Pour le magistrat, ni la culture, ni la pédagogie ne justifie ces faits-là. “Le droit de correction est légal en France. On n’a jamais poursuivi quelqu’un devant ce tribunal pour une fessée, mais ça, (il montre les photos en noir et blanc de l’enfant prises par les gendarmes) ce n’est pas normal ! Quand on est parents, on fait comme on peut, mais frapper à ce point là un enfant, c’est le mettre en danger, rien ne justifie ça de la part d’un papa. C’est contraire à la loi.”
Revenant sur la question culturelle, il poursuit : “J’ai des amis mahorais et comoriens, aucun n’est alcoolisé quand il a ses enfants, ni ne les laisse traîner dans la rue.”
S’adressant à la victime, aujourd’hui âgée de 15 ans, le juge poursuit, toujours aussi pédagogue. “Ce que votre papa a fait, c’est aussi parce qu’il a peur pour son fils, si vous continuez les bêtises, ça peut aussi vous amener à la barre du tribunal”.
Puis de nouveau au papa, “Vous réalisez que votre fils est en train de devenir un délinquant, et que vous ne vous en occupez pas ? Quand un enfant cause des dommages, c’est aux parents de payer, il va falloir arrêter de le laisser traîner dans la rue.”
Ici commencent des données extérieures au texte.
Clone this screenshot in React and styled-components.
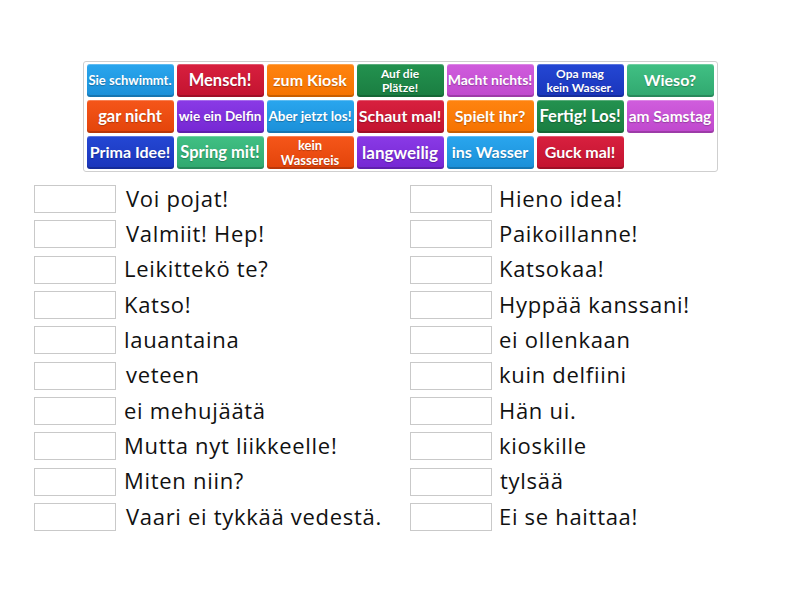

“La loi est la même, et les Mahorais ont choisi la loi française”
L’avocat du garçon, Me Ibrahim, dénonce un papa qui “ne protège pas” son fils.
“Les enfants prennent exemple sur leurs parents, s’ils sont violents, ils feront la même chose dehors. Il trouve normal que son fils rentre avec des traces de coups, et il en rajoute, avec une barre de fer ! Les deux parents se rejettent l’enfant, comme un chiffon. C’est normal qu’il ne respecte pas les règles, il n’a jamais été cadré. Le phénomène de bande, c’est parce qu’on se sent mieux avec ces gens-là”.
L’association réclame pour l’enfant 6000€ pour le préjudice corporel, et 6000 pour le préjudice moral.
Le procureur Rieu de son côté appuie l’argumentaire du président.
“La culture varie entre la métropole et Mayotte, mais la loi est la même, et les Mahorais ont choisi, démocratiquement, la loi française. Le droit de correction doit être proportionné. Monsieur est poursuivi pour des violences graves, plus de 33 bleus ! Je salue les efforts de pédagogie du tribunal. Chacun a tenté d’expliquer qu’on ne construit pas une éducation avec de la violence, avec de la peur. La violence engendre la violence. Le résultat c’est un enfant qui se déstructure, entre en errance. Si ça continue comme ça, le destin de cet enfant, c’est la violence, la prison et la mort. La sienne, ou celle d’un autre.”
A son tour, le procureur se tourne vers l’adolescent. “Mais il n’est pas trop tard. La justice et les services sociaux peuvent aider les victimes, ce n’est pas votre destin de devenir un criminel. La loi doit s’appliquer, ces violences sont illégales et injustifiées.”
Contre le papa, il réclame 12 mois de prison, dont la moitié assortie d’un sursis avec mise à l’épreuve.
Une réquisition suivie par le tribunal qui accorde 5000€ de dommages et intérêts au lieu des 12 000 demandés. 3000 pour le préjudice corporel, et 2000 pour le préjudice moral.